If the Penguins want to regain the edge in the series, one of the most productive lines in hockey needs to start looking like it. And Crosby knows it, suggesting it starts by playing Game 5 on Monday night (7 p.m., NBCSN) with the urgency the Islanders showed during a 4-1 victory on Long Island in Game 4.

“With the position that they were in, you knew they were going to fight,” Crosby said. "And I just think that we have to have that same mentality. We can’t wait and see and have that type of approach. We’ve got to go in there and dictate the pace.”

Something New York did from the outset of Game 4 in a performance that brought echoes of their dominant opening-round sweep of Pittsburgh in 2019. The Islanders shut all three players down in the one-sided rout, though Islanders coach Barry Trotz isn't ready to say his team has unlocked the secret to keeping Crosby in particular in check.

“He's dangerous,” Trotz said Sunday. “He's an elite player who plays an elite game night in and night out.
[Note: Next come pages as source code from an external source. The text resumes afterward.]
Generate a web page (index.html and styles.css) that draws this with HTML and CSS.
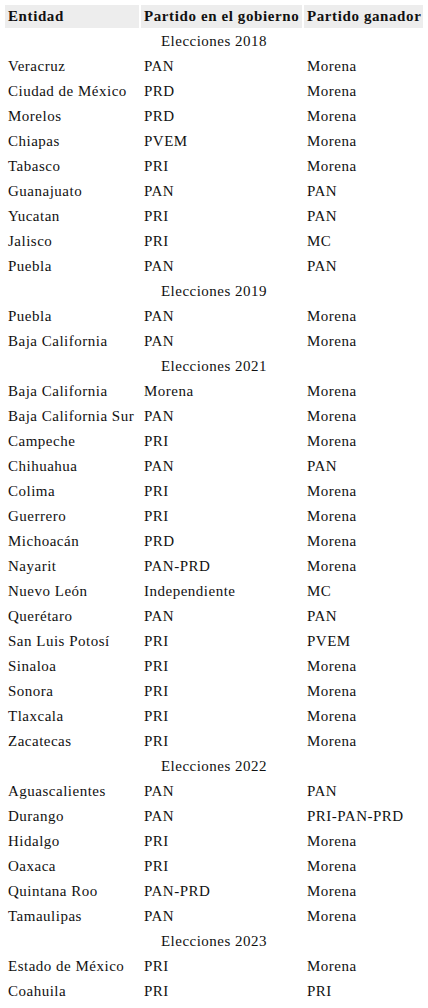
FILE: index.html
```html
<!DOCTYPE html>
<html lang="es">
<head>
<meta charset="utf-8">
<link rel="stylesheet" href="styles.css">
</head>
<body>
<table class="results">
<thead>
<tr><th class="c1">Entidad</th><th class="c2">Partido en el gobierno</th><th class="c3">Partido ganador</th></tr>
</thead>
<tbody>
<tr class="year"><td colspan="3">Elecciones 2018</td></tr>
<tr><td>Veracruz</td><td>PAN</td><td>Morena</td></tr>
<tr><td>Ciudad de México</td><td>PRD</td><td>Morena</td></tr>
<tr><td>Morelos</td><td>PRD</td><td>Morena</td></tr>
<tr><td>Chiapas</td><td>PVEM</td><td>Morena</td></tr>
<tr><td>Tabasco</td><td>PRI</td><td>Morena</td></tr>
<tr><td>Guanajuato</td><td>PAN</td><td>PAN</td></tr>
<tr><td>Yucatan</td><td>PRI</td><td>PAN</td></tr>
<tr><td>Jalisco</td><td>PRI</td><td>MC</td></tr>
<tr><td>Puebla</td><td>PAN</td><td>PAN</td></tr>
<tr class="year"><td colspan="3">Elecciones 2019</td></tr>
<tr><td>Puebla</td><td>PAN</td><td>Morena</td></tr>
<tr><td>Baja California</td><td>PAN</td><td>Morena</td></tr>
<tr class="year"><td colspan="3">Elecciones 2021</td></tr>
<tr><td>Baja California</td><td>Morena</td><td>Morena</td></tr>
<tr><td>Baja California Sur</td><td>PAN</td><td>Morena</td></tr>
<tr><td>Campeche</td><td>PRI</td><td>Morena</td></tr>
<tr><td>Chihuahua</td><td>PAN</td><td>PAN</td></tr>
<tr><td>Colima</td><td>PRI</td><td>Morena</td></tr>
<tr><td>Guerrero</td><td>PRI</td><td>Morena</td></tr>
<tr><td>Michoacán</td><td>PRD</td><td>Morena</td></tr>
<tr><td>Nayarit</td><td>PAN-PRD</td><td>Morena</td></tr>
<tr><td>Nuevo León</td><td>Independiente</td><td>MC</td></tr>
<tr><td>Querétaro</td><td>PAN</td><td>PAN</td></tr>
<tr><td>San Luis Potosí</td><td>PRI</td><td>PVEM</td></tr>
<tr><td>Sinaloa</td><td>PRI</td><td>Morena</td></tr>
<tr><td>Sonora</td><td>PRI</td><td>Morena</td></tr>
<tr><td>Tlaxcala</td><td>PRI</td><td>Morena</td></tr>
<tr><td>Zacatecas</td><td>PRI</td><td>Morena</td></tr>
<tr class="year"><td colspan="3">Elecciones 2022</td></tr>
<tr><td>Aguascalientes</td><td>PAN</td><td>PAN</td></tr>
<tr><td>Durango</td><td>PAN</td><td>PRI-PAN-PRD</td></tr>
<tr><td>Hidalgo</td><td>PRI</td><td>Morena</td></tr>
<tr><td>Oaxaca</td><td>PRI</td><td>Morena</td></tr>
<tr><td>Quintana Roo</td><td>PAN-PRD</td><td>Morena</td></tr>
<tr><td>Tamaulipas</td><td>PAN</td><td>Morena</td></tr>
<tr class="year"><td colspan="3">Elecciones 2023</td></tr>
<tr><td>Estado de México</td><td>PRI</td><td>Morena</td></tr>
<tr><td>Coahuila</td><td>PRI</td><td>PRI</td></tr>
</tbody>
</table>
</body>
</html>
```
FILE: styles.css
```css
html, body {
  margin: 0;
  padding: 0;
  background: #fff;
}
body {
  padding: 3px;
  font-family: "Liberation Serif", "Times New Roman", serif;
  font-size: 15px;
  letter-spacing: 0.5px;
  color: #111;
}
.results {
  border-collapse: separate;
  border-spacing: 2px;
  width: 422px;
  table-layout: fixed;
}
.results th,
.results td {
  height: 23px;
  padding: 0 0 0 3px;
  text-align: left;
  vertical-align: middle;
  white-space: nowrap;
  line-height: 17px;
}
.results th {
  background: #ededed;
  font-weight: bold;
  letter-spacing: 0.6px;
}
.c1 { width: 131px; }
.c2 { width: 158px; }
.c3 { width: 116px; }
.results .year td {
  text-align: center;
  padding: 0;
}
```
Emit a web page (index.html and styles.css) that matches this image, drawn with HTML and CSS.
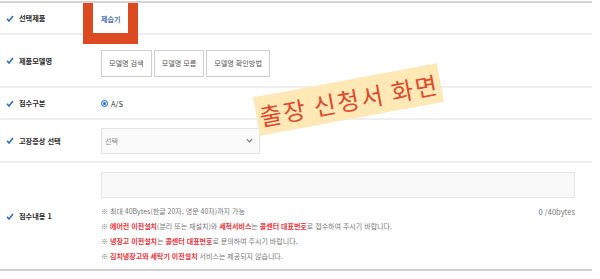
FILE: index.html
```html
<!DOCTYPE html>
<html lang="ko">

<head>
    <meta charset="UTF-8">
    <meta name="viewport" content="width=device-width, initial-scale=1.0">
    <title>출장 신청서 화면</title>
    <link rel="stylesheet" href="styles.css">
</head>

<body>
    <div class="form">
        <!-- 선택제품 -->
        <div class="row row-product">
            <div class="label"><svg class="check" viewBox="0 0 8 7"><polyline points="1,3.8 3,6 7,1"/></svg>선택제품</div>
            <div class="value"><span class="product">제습기</span></div>
        </div>
        <!-- 제품모델명 -->
        <div class="row row-model">
            <div class="label"><svg class="check" viewBox="0 0 8 7"><polyline points="1,3.8 3,6 7,1"/></svg>제품모델명</div>
            <div class="value btns">
                <button class="btn">모델명 검색</button>
                <button class="btn">모델명 모름</button>
                <button class="btn">모델명 확인방법</button>
            </div>
        </div>
        <!-- 접수구분 -->
        <div class="row row-type">
            <div class="label"><svg class="check" viewBox="0 0 8 7"><polyline points="1,3.8 3,6 7,1"/></svg>접수구분</div>
            <div class="value"><span class="radio"></span><span class="radio-text">A/S</span></div>
        </div>
        <!-- 고장증상 -->
        <div class="row row-symptom">
            <div class="label"><svg class="check" viewBox="0 0 8 7"><polyline points="1,3.8 3,6 7,1"/></svg>고장증상 선택</div>
            <div class="value">
                <div class="select">
                    <span>선택</span>
                    <svg class="chevron" viewBox="0 0 8 5"><polyline points="1,1 4,4 7,1"/></svg>
                </div>
            </div>
        </div>
        <!-- 접수내용 -->
        <div class="row row-content">
            <div class="label"><svg class="check" viewBox="0 0 8 7"><polyline points="1,3.8 3,6 7,1"/></svg>접수내용 1</div>
            <div class="value">
                <textarea class="textarea"></textarea>
                <div class="notes">
                    <div class="note-first">
                        <p>※ 최대 40Bytes(한글 20자, 영문 40자)까지 가능</p>
                        <span class="count"><em>0</em> /40bytes</span>
                    </div>
                    <p>※ <b>에어컨 이전설치</b>(분리 또는 재설치)와 <b>세척서비스</b>는 <b>콜센터 대표번호</b>로 접수하여 주시기 바랍니다.</p>
                    <p>※ <b>냉장고 이전설치</b>는 <b>콜센터 대표번호</b>로 문의하여 주시기 바랍니다.</p>
                    <p>※ <b>김치냉장고와 세탁기 이전설치</b> 서비스는 제공되지 않습니다.</p>
                </div>
            </div>
        </div>
    </div>

    <!-- 표시용 -->
    <div class="highlight"></div>
    <div class="sticker">출장 신청서 화면</div>
</body>

</html>
```

FILE: styles.css
```css
body {
    margin: 0;
    font-family: "Noto Sans CJK KR", "Noto Sans", sans-serif;
    color: #333;
    background: #fff;
}

.form {
    width: 592px;
    margin-top: 1px;
    border-top: 2px solid #d3d3d3;
    border-bottom: 2px solid #d0d0d0;
}

.row {
    display: grid;
    grid-template-columns: 101px 1fr;
    align-items: center;
    border-bottom: 2px solid #efefef;
}

.row:last-child {
    border-bottom: 0;
}

.row-product {
    height: 30px;
}

.row-model {
    height: 51px;
}

.row-type {
    height: 30px;
}

.row-symptom {
    height: 41px;
}

.row-content {
    height: 106px;
}

.label {
    display: flex;
    align-items: center;
    padding-left: 6px;
    font-size: 7.2px;
    font-weight: 700;
    color: #2b2b2b;
}

.check {
    width: 8px;
    height: 7px;
    margin-right: 5px;
    fill: none;
    stroke: #2f6fcb;
    stroke-width: 1.6;
}

.value {
    display: flex;
    align-items: center;
    font-size: 7px;
}

.product {
    color: #4a73b8;
    font-size: 7px;
    font-weight: 700;
    margin-top: 1px;
}

.btns {
    gap: 2px;
    margin-top: 5px;
}

.btn {
    height: 27px;
    padding: 0 7px;
    border: 1px solid #cfcfcf;
    background: #fff;
    color: #555;
    font-family: inherit;
    font-size: 7.1px;
}

.radio {
    width: 5px;
    height: 5px;
    border: 1px solid #2f7ae5;
    border-radius: 50%;
    background: #1a73e8;
    box-shadow: inset 0 0 0 1px #fff;
    margin-right: 3px;
}

.radio-text {
    font-size: 7.5px;
    color: #333;
}

.select {
    width: 154px;
    height: 24px;
    border: 1px solid #e3e3e3;
    background: #fafafa;
    display: flex;
    align-items: center;
    justify-content: space-between;
    padding: 0 0 0 3px;
    color: #888;
    font-size: 7px;
}

.chevron {
    width: 7px;
    height: 5px;
    margin-right: 6px;
    fill: none;
    stroke: #777;
    stroke-width: 1.4;
}

.row-content .value {
    flex-direction: column;
    align-items: stretch;
    align-self: start;
    padding-top: 9px;
    width: 474px;
}

.textarea {
    display: block;
    box-sizing: border-box;
    width: 474px;
    height: 26px;
    margin: 0;
    border: 1px solid #e6e6e6;
    background: #f9f9f9;
    resize: none;
}

.notes {
    margin-top: 6px;
    font-size: 7px;
    line-height: 15px;
    color: #777;
}

.notes p {
    margin: 0;
}

.notes b {
    color: #ee3338;
}

.note-first {
    display: flex;
    justify-content: space-between;
}

.count {
    font-size: 7.5px;
    color: #777;
}

.count em {
    font-style: normal;
    color: #4a73b8;
}

.highlight {
    position: absolute;
    left: 83px;
    top: 3px;
    width: 35px;
    height: 30px;
    border: solid #db4a20;
    border-width: 0 10px 11px 10px;
}

.sticker {
    position: absolute;
    left: 255px;
    top: 80px;
    width: 187px;
    height: 39px;
    box-sizing: border-box;
    padding-left: 3px;
    background: #fde8b6;
    color: #e0492b;
    font-size: 24px;
    line-height: 39px;
    letter-spacing: 2px;
    word-spacing: -2px;
    white-space: nowrap;
    transform: rotate(-10.5deg);
}
```
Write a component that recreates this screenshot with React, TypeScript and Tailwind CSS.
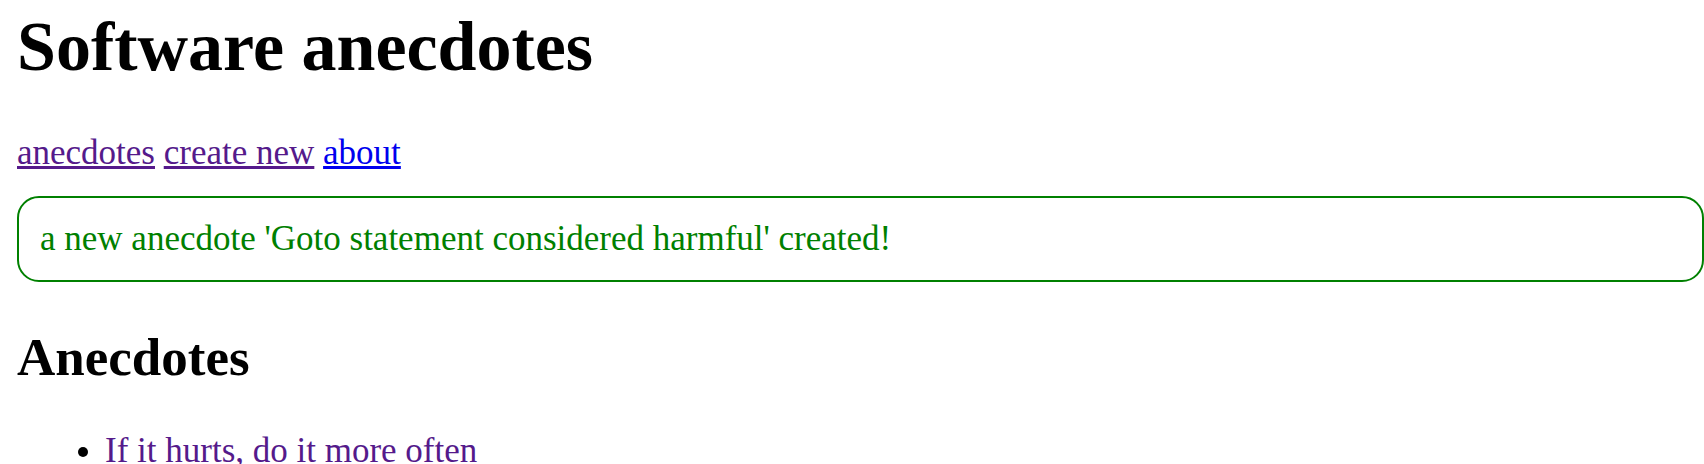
import React from "react";

const anecdotes = [{ id: 1, content: "If it hurts, do it more often" }];

export default function App() {
  const notification = "a new anecdote 'Goto statement considered harmful' created!";

  return (
    <div className="min-h-screen bg-white pl-[17px] pr-0 font-['Liberation_Serif','Times_New_Roman',serif] text-black">
      <h1 className="mt-[7px] text-[70px] leading-[80px] font-bold">Software anecdotes</h1>

      {/* Menu */}
      <div className="mt-[46px] text-[35px] leading-[40px]">
        <a href="#" className="text-[#551a8b] underline">anecdotes</a>{" "}
        <a href="#" className="text-[#551a8b] underline">create new</a>{" "}
        <a href="#" className="text-[#0000ee] underline">about</a>
      </div>

      {/* Notification */}
      <div className="mt-[23px] rounded-[22px] border-2 border-[#008000] px-[21px] py-[21px] text-[35px] leading-[40px] text-[#008000]">
        {notification}
      </div>

      <h2 className="mt-[45px] text-[53px] leading-[60px] font-bold">Anecdotes</h2>

      <ul className="mt-[44px] list-disc pl-[88px] text-[35px] leading-[40px]">
        {anecdotes.map((a) => (
          <li key={a.id}>
            <a href="#" className="text-[#551a8b] underline underline-offset-[5px]">{a.content}</a>
          </li>
        ))}
      </ul>
    </div>
  );
}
We just hope to contain top players like him.”

That hasn't been much of an issue for Trotz each of the past three times he's faced Crosby in the postseason, all three wins by Trotz-led teams.

While Penguins coach Mike Sullivan pointed out ebbs and flows during a series are common, the way New York suffocated Pittsburgh in Game 4 provided a reminder of how difficult the Islanders can make it for opponents when they are playing with an edge.

The teams split a pair of games in Pittsburgh, with New York rookie goaltender Ilya Sorokin getting the victory in the opener. He spent two games on the bench watching veteran Semyon Varlamov struggle only to return with three stellar periods on Saturday.

Expect Sorokin to remain in net going forward. After giving up two goals in the first 24 minutes of Game 1, he's allowed just two over the past 115 minutes in net.

“There's nothing separating the teams,” Trotz said. “It's nose to nose.”